On 21/01/2015 7:27 PM, wrote:
Wow, you're still here. I haven't peeked at comp.chips in years,
maybe a decade. Is Keith / KRW still around? I haven't seen or
heard from him since he retired. I see John Corse is still around,

Yeah, I check into it from time to time. At least it's still on my
newsgroups list. After it's done filtering out all of the spam, I might
see one posting in 3 months here on average.

To be on-topic, it's interesting to see the transcendentals broken
on Intel. I'm looking into AMD's HSA, and though the math can be
double-precision, I'd heard that transcendentals were fudged
single-precision. I'd thought of Intel as the gold standard on
this, at least after the integer bruising was fixed.
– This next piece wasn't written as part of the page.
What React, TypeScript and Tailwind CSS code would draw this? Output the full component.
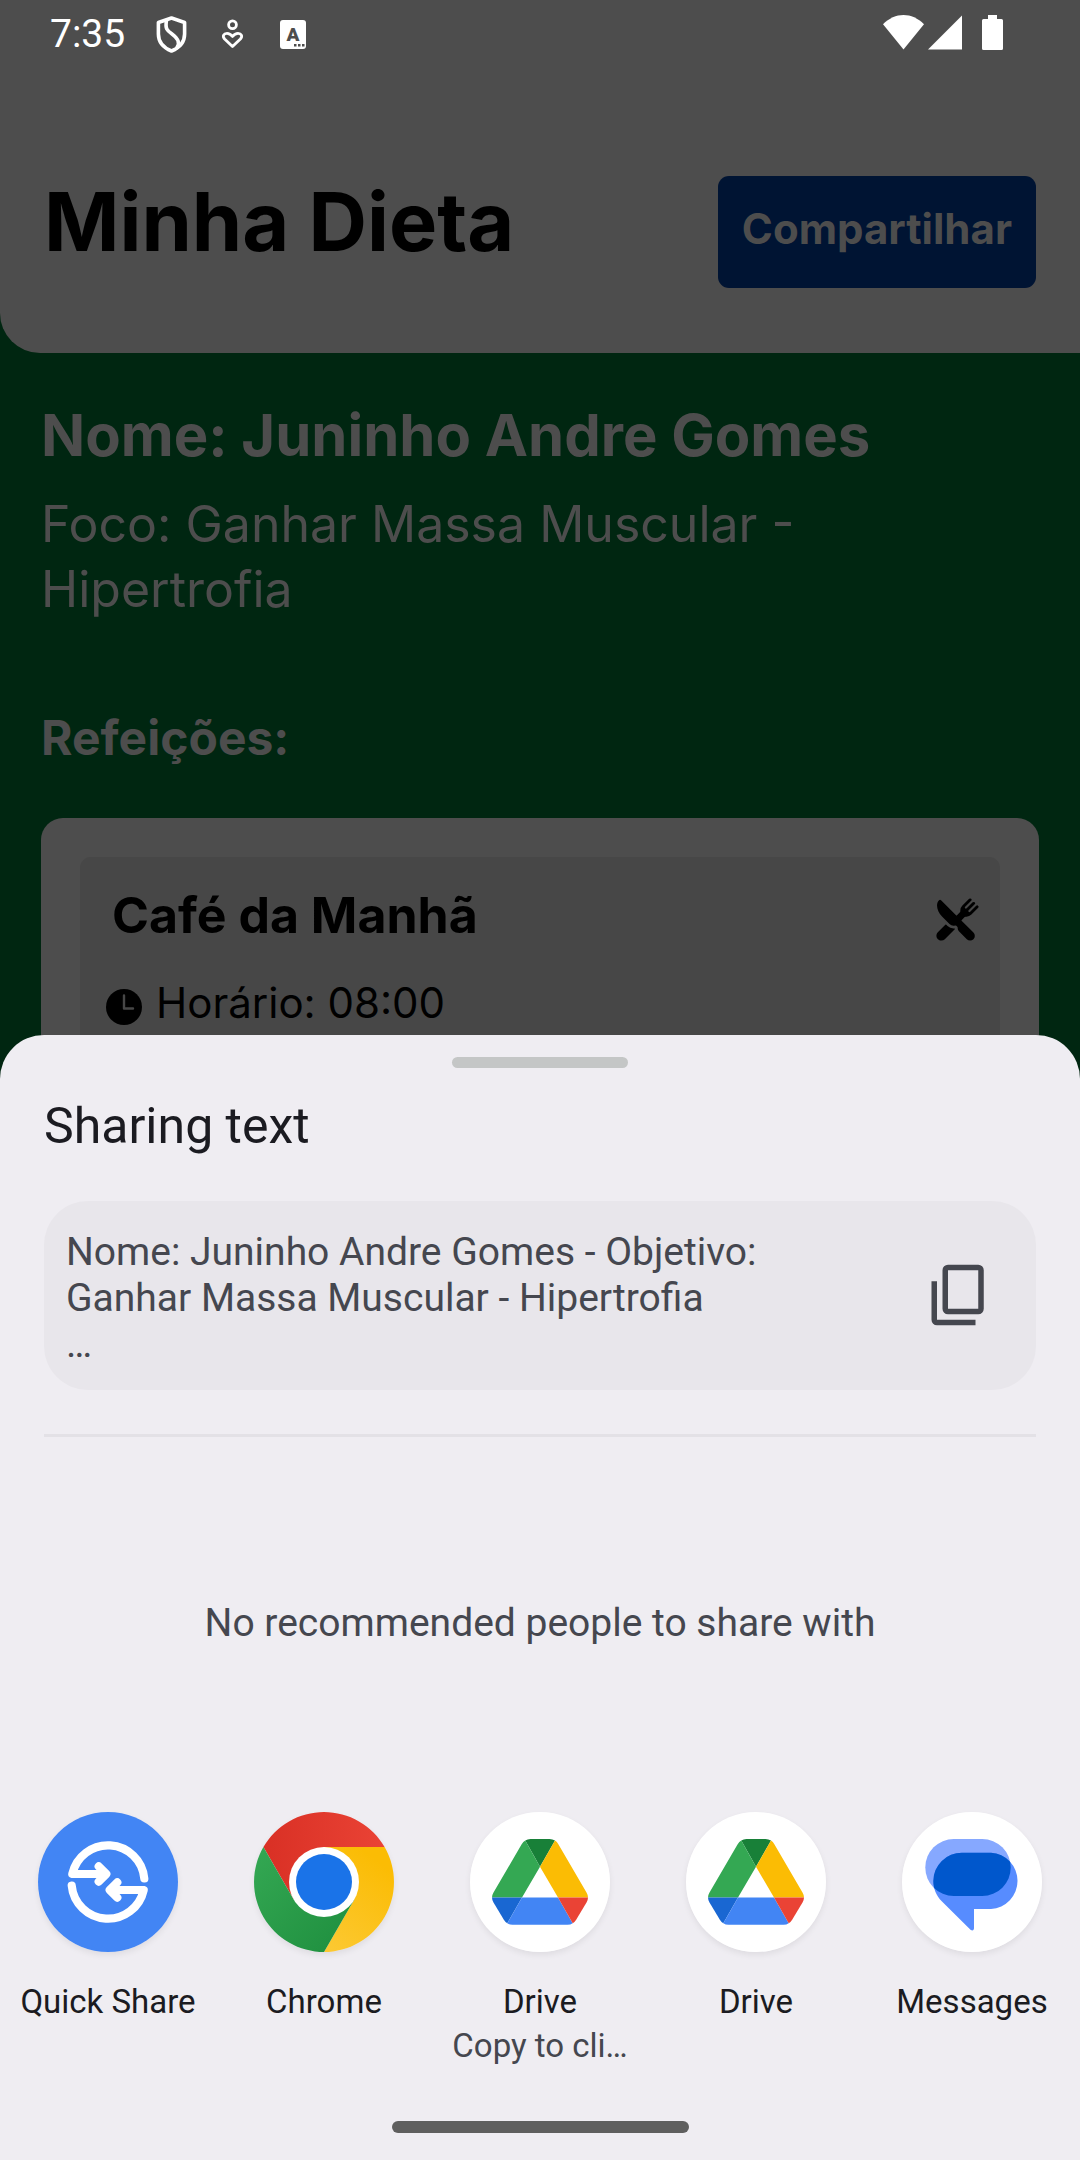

I think these days the transcendentals are all emulated in software
anyhow, so the precision now depends on how bug-free the floating point
libraries are, not now bug-free the hardware microcode is. AMD64 has
gotten rid of the x87 floating point unit, it's completely replaced by
the SSE2 and higher system, so it's not an option to use the hardware
transcendentals, since trancendentals are not part of the SSE specs. All
higher level floating point functions are now carried out by software.
So in a sense, the RISC idea of keeping complex functions to minimum has
won out, at least in the floating point side of x86.